(Set task):
Write the material out again in full, word for word. Do not include the pictures.

(Information shown):
================

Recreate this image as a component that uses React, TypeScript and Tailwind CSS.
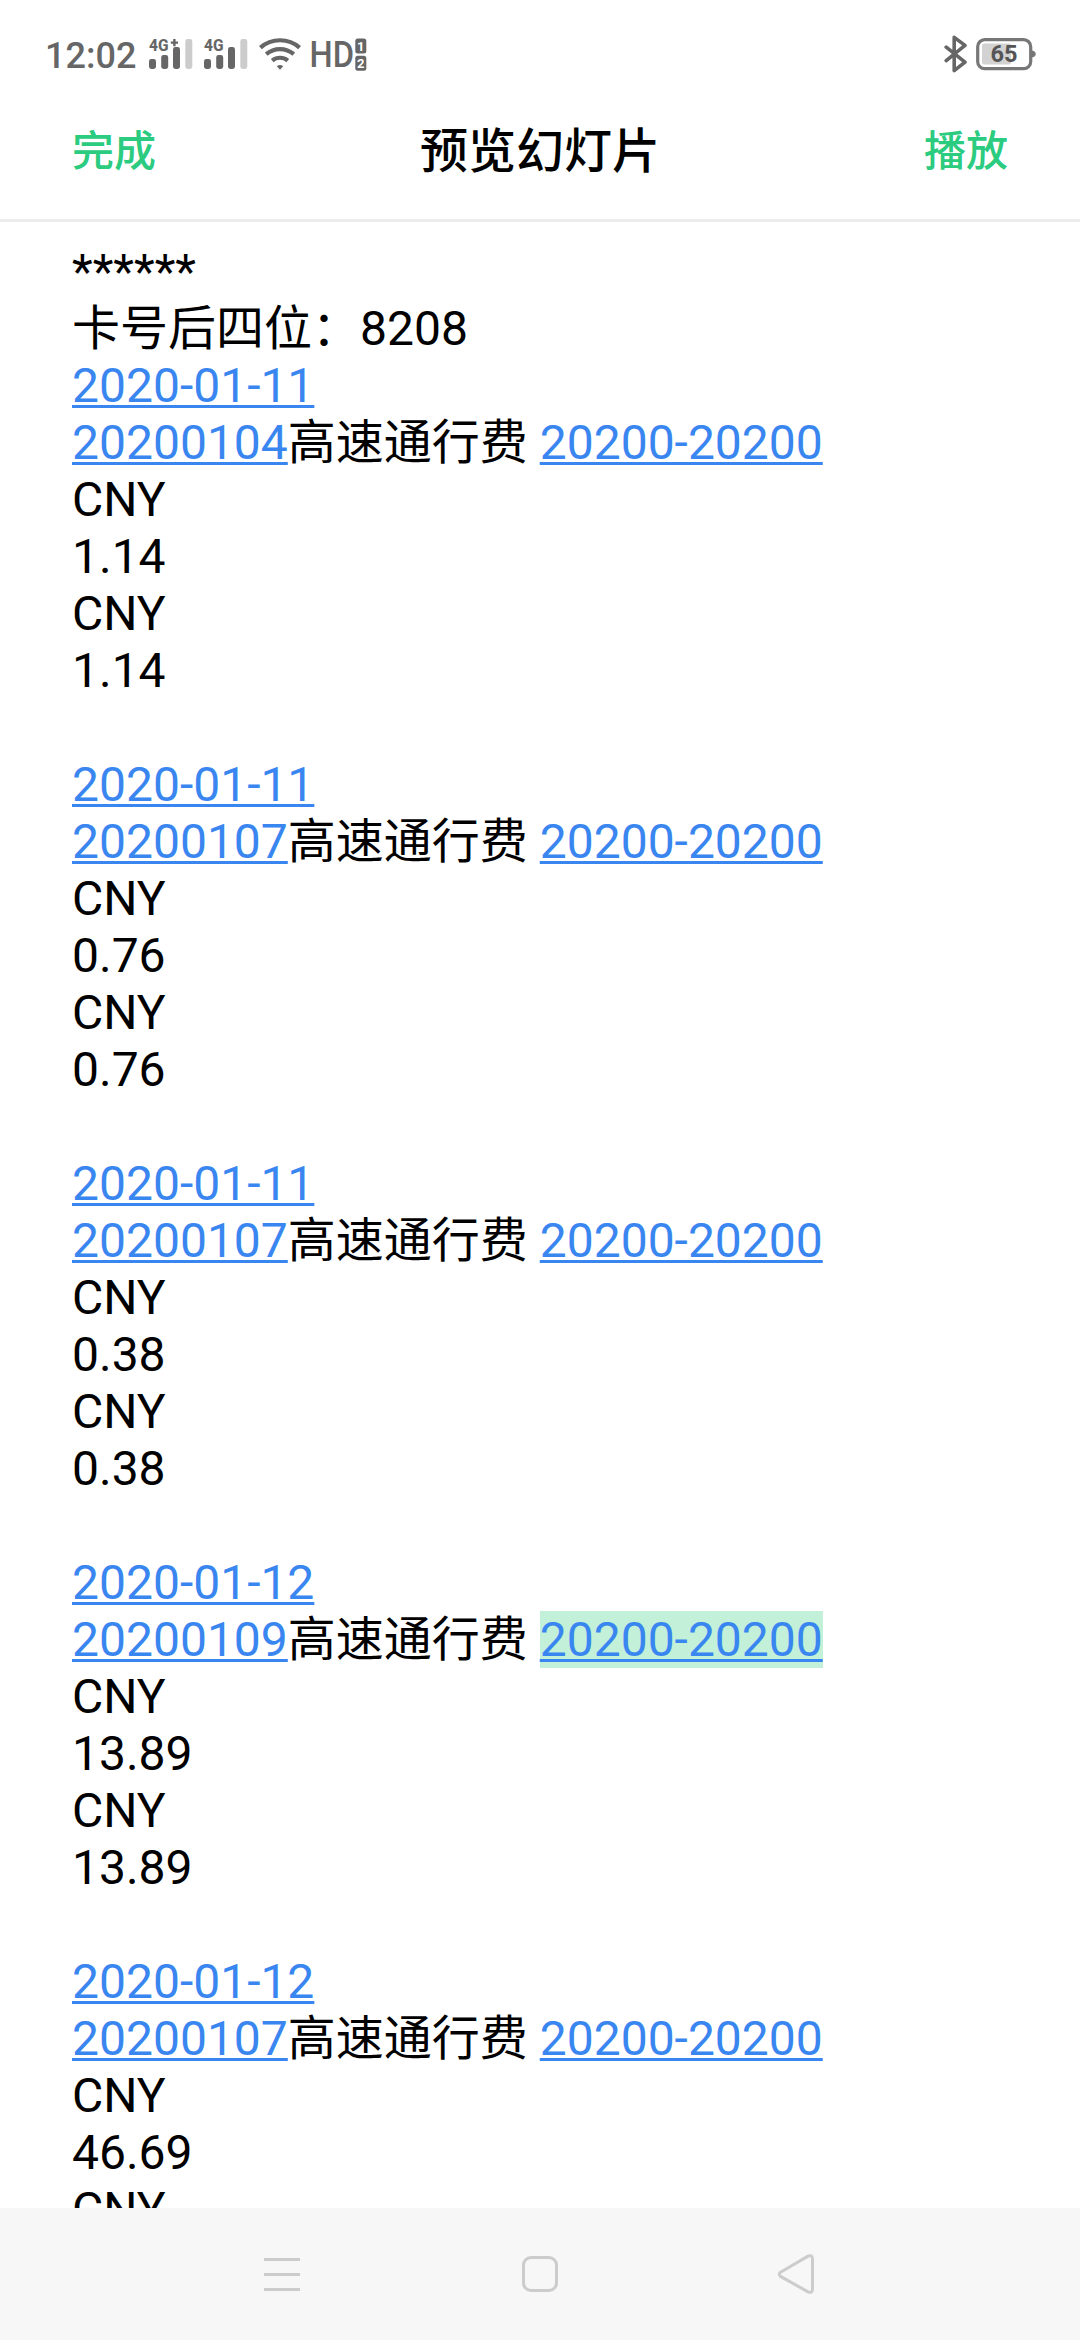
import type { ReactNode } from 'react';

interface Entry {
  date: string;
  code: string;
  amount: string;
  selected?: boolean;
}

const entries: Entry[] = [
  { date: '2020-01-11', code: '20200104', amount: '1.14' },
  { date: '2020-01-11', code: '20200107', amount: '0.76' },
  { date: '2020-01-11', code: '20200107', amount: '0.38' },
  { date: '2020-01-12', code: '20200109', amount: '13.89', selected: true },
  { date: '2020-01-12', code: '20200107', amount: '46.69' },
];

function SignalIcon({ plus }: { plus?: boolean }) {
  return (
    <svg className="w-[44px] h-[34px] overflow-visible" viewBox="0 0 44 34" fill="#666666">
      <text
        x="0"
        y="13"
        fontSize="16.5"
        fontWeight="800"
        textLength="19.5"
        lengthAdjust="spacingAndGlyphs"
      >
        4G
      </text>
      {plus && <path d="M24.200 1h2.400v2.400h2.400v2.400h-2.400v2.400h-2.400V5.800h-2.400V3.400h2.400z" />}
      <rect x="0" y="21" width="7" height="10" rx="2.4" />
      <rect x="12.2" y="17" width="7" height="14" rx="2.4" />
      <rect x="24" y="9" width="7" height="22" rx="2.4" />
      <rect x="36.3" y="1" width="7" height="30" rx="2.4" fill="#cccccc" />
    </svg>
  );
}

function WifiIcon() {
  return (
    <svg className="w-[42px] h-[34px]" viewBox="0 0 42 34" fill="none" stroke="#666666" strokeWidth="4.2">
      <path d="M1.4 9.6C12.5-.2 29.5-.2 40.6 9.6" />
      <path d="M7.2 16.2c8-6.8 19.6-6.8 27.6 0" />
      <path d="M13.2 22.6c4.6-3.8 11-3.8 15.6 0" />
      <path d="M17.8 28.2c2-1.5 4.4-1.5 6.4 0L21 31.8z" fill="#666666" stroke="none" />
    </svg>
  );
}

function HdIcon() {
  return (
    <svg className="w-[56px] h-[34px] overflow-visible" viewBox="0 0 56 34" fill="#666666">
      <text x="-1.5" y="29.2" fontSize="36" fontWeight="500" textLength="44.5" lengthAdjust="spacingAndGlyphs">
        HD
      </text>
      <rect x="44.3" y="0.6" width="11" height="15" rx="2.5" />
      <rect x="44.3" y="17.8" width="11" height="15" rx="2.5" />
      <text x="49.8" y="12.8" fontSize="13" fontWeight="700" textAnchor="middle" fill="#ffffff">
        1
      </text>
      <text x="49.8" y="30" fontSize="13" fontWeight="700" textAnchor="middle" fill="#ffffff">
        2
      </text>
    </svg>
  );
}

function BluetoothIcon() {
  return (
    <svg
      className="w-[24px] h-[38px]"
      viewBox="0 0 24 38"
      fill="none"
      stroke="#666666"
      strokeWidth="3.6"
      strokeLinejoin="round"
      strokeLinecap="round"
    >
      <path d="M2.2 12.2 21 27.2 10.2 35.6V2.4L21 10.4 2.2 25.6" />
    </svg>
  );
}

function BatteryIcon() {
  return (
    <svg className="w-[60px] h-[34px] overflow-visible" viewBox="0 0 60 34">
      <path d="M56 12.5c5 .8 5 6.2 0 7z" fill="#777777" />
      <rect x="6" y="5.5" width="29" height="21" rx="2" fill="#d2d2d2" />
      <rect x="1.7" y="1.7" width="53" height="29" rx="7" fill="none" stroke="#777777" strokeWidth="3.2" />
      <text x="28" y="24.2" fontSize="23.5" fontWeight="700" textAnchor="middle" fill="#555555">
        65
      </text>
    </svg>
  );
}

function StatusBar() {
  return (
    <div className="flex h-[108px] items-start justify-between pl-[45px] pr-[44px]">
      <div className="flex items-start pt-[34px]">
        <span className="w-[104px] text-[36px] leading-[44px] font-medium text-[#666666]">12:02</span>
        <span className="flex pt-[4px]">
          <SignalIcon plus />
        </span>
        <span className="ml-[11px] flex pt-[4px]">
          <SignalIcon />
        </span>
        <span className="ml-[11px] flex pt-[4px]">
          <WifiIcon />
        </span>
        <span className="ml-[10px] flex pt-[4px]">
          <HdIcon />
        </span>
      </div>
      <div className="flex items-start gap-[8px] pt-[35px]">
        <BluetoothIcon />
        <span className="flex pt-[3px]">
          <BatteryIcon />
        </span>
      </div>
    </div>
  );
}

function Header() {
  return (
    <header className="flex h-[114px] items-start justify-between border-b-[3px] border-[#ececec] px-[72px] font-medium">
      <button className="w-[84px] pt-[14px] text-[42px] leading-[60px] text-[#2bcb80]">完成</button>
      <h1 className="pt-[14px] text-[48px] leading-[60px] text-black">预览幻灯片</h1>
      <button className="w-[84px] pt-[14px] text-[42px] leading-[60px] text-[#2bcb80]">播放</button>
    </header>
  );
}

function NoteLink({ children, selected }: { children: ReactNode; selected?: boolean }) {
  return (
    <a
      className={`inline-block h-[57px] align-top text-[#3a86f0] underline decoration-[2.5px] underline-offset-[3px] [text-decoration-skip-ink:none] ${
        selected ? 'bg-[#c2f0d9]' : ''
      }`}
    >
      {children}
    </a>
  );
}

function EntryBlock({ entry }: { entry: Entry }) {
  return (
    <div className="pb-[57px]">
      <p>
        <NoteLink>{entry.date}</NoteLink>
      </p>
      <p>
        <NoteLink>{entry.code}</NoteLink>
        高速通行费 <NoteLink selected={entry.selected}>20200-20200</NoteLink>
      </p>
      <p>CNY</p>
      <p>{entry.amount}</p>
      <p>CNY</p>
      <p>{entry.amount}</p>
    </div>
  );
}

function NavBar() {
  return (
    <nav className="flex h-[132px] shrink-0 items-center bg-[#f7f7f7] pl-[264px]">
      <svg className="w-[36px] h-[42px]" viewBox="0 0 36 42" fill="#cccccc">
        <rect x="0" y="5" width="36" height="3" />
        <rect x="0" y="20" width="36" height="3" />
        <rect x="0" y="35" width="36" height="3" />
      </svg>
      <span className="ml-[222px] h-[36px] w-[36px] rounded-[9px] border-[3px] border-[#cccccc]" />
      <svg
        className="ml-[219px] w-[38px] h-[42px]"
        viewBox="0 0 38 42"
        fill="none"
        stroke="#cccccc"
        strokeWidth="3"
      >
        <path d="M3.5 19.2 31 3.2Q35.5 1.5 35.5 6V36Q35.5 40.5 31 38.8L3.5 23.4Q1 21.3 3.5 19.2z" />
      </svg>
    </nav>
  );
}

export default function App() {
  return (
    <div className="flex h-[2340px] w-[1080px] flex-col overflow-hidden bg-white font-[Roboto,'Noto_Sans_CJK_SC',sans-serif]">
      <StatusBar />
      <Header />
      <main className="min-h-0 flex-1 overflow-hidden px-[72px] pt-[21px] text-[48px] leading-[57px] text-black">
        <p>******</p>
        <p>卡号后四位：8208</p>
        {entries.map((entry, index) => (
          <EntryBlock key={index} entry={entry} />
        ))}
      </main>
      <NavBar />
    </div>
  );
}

================

(Output below):
Recreate this image as a component that uses React, TypeScript and Tailwind CSS.
import type { ReactNode } from 'react';

interface Entry {
  date: string;
  code: string;
  amount: string;
  selected?: boolean;
}

const entries: Entry[] = [
  { date: '2020-01-11', code: '20200104', amount: '1.14' },
  { date: '2020-01-11', code: '20200107', amount: '0.76' },
  { date: '2020-01-11', code: '20200107', amount: '0.38' },
  { date: '2020-01-12', code: '20200109', amount: '13.89', selected: true },
  { date: '2020-01-12', code: '20200107', amount: '46.69' },
];

function SignalIcon({ plus }: { plus?: boolean }) {
  return (
    <svg className="w-[44px] h-[34px] overflow-visible" viewBox="0 0 44 34" fill="#666666">
      <text
        x="0"
        y="13"
        fontSize="16.5"
        fontWeight="800"
        textLength="19.5"
        lengthAdjust="spacingAndGlyphs"
      >
        4G
      </text>
      {plus && <path d="M24.200 1h2.400v2.400h2.400v2.400h-2.400v2.400h-2.400V5.800h-2.400V3.400h2.400z" />}
      <rect x="0" y="21" width="7" height="10" rx="2.4" />
      <rect x="12.2" y="17" width="7" height="14" rx="2.4" />
      <rect x="24" y="9" width="7" height="22" rx="2.4" />
      <rect x="36.3" y="1" width="7" height="30" rx="2.4" fill="#cccccc" />
    </svg>
  );
}

function WifiIcon() {
  return (
    <svg className="w-[42px] h-[34px]" viewBox="0 0 42 34" fill="none" stroke="#666666" strokeWidth="4.2">
      <path d="M1.4 9.6C12.5-.2 29.5-.2 40.6 9.6" />
      <path d="M7.2 16.2c8-6.8 19.6-6.8 27.6 0" />
      <path d="M13.2 22.6c4.6-3.8 11-3.8 15.6 0" />
      <path d="M17.8 28.2c2-1.5 4.4-1.5 6.4 0L21 31.8z" fill="#666666" stroke="none" />
    </svg>
  );
}

function HdIcon() {
  return (
    <svg className="w-[56px] h-[34px] overflow-visible" viewBox="0 0 56 34" fill="#666666">
      <text x="-1.5" y="29.2" fontSize="36" fontWeight="500" textLength="44.5" lengthAdjust="spacingAndGlyphs">
        HD
      </text>
      <rect x="44.3" y="0.6" width="11" height="15" rx="2.5" />
      <rect x="44.3" y="17.8" width="11" height="15" rx="2.5" />
      <text x="49.8" y="12.8" fontSize="13" fontWeight="700" textAnchor="middle" fill="#ffffff">
        1
      </text>
      <text x="49.8" y="30" fontSize="13" fontWeight="700" textAnchor="middle" fill="#ffffff">
        2
      </text>
    </svg>
  );
}

function BluetoothIcon() {
  return (
    <svg
      className="w-[24px] h-[38px]"
      viewBox="0 0 24 38"
      fill="none"
      stroke="#666666"
      strokeWidth="3.6"
      strokeLinejoin="round"
      strokeLinecap="round"
    >
      <path d="M2.2 12.2 21 27.2 10.2 35.6V2.4L21 10.4 2.2 25.6" />
    </svg>
  );
}

function BatteryIcon() {
  return (
    <svg className="w-[60px] h-[34px] overflow-visible" viewBox="0 0 60 34">
      <path d="M56 12.5c5 .8 5 6.2 0 7z" fill="#777777" />
      <rect x="6" y="5.5" width="29" height="21" rx="2" fill="#d2d2d2" />
      <rect x="1.7" y="1.7" width="53" height="29" rx="7" fill="none" stroke="#777777" strokeWidth="3.2" />
      <text x="28" y="24.2" fontSize="23.5" fontWeight="700" textAnchor="middle" fill="#555555">
        65
      </text>
    </svg>
  );
}

function StatusBar() {
  return (
    <div className="flex h-[108px] items-start justify-between pl-[45px] pr-[44px]">
      <div className="flex items-start pt-[34px]">
        <span className="w-[104px] text-[36px] leading-[44px] font-medium text-[#666666]">12:02</span>
        <span className="flex pt-[4px]">
          <SignalIcon plus />
        </span>
        <span className="ml-[11px] flex pt-[4px]">
          <SignalIcon />
        </span>
        <span className="ml-[11px] flex pt-[4px]">
          <WifiIcon />
        </span>
        <span className="ml-[10px] flex pt-[4px]">
          <HdIcon />
        </span>
      </div>
      <div className="flex items-start gap-[8px] pt-[35px]">
        <BluetoothIcon />
        <span className="flex pt-[3px]">
          <BatteryIcon />
        </span>
      </div>
    </div>
  );
}

function Header() {
  return (
    <header className="flex h-[114px] items-start justify-between border-b-[3px] border-[#ececec] px-[72px] font-medium">
      <button className="w-[84px] pt-[14px] text-[42px] leading-[60px] text-[#2bcb80]">完成</button>
      <h1 className="pt-[14px] text-[48px] leading-[60px] text-black">预览幻灯片</h1>
      <button className="w-[84px] pt-[14px] text-[42px] leading-[60px] text-[#2bcb80]">播放</button>
    </header>
  );
}

function NoteLink({ children, selected }: { children: ReactNode; selected?: boolean }) {
  return (
    <a
      className={`inline-block h-[57px] align-top text-[#3a86f0] underline decoration-[2.5px] underline-offset-[3px] [text-decoration-skip-ink:none] ${
        selected ? 'bg-[#c2f0d9]' : ''
      }`}
    >
      {children}
    </a>
  );
}

function EntryBlock({ entry }: { entry: Entry }) {
  return (
    <div className="pb-[57px]">
      <p>
        <NoteLink>{entry.date}</NoteLink>
      </p>
      <p>
        <NoteLink>{entry.code}</NoteLink>
        高速通行费 <NoteLink selected={entry.selected}>20200-20200</NoteLink>
      </p>
      <p>CNY</p>
      <p>{entry.amount}</p>
      <p>CNY</p>
      <p>{entry.amount}</p>
    </div>
  );
}

function NavBar() {
  return (
    <nav className="flex h-[132px] shrink-0 items-center bg-[#f7f7f7] pl-[264px]">
      <svg className="w-[36px] h-[42px]" viewBox="0 0 36 42" fill="#cccccc">
        <rect x="0" y="5" width="36" height="3" />
        <rect x="0" y="20" width="36" height="3" />
        <rect x="0" y="35" width="36" height="3" />
      </svg>
      <span className="ml-[222px] h-[36px] w-[36px] rounded-[9px] border-[3px] border-[#cccccc]" />
      <svg
        className="ml-[219px] w-[38px] h-[42px]"
        viewBox="0 0 38 42"
        fill="none"
        stroke="#cccccc"
        strokeWidth="3"
      >
        <path d="M3.5 19.2 31 3.2Q35.5 1.5 35.5 6V36Q35.5 40.5 31 38.8L3.5 23.4Q1 21.3 3.5 19.2z" />
      </svg>
    </nav>
  );
}

export default function App() {
  return (
    <div className="flex h-[2340px] w-[1080px] flex-col overflow-hidden bg-white font-[Roboto,'Noto_Sans_CJK_SC',sans-serif]">
      <StatusBar />
      <Header />
      <main className="min-h-0 flex-1 overflow-hidden px-[72px] pt-[21px] text-[48px] leading-[57px] text-black">
        <p>******</p>
        <p>卡号后四位：8208</p>
        {entries.map((entry, index) => (
          <EntryBlock key={index} entry={entry} />
        ))}
      </main>
      <NavBar />
    </div>
  );
}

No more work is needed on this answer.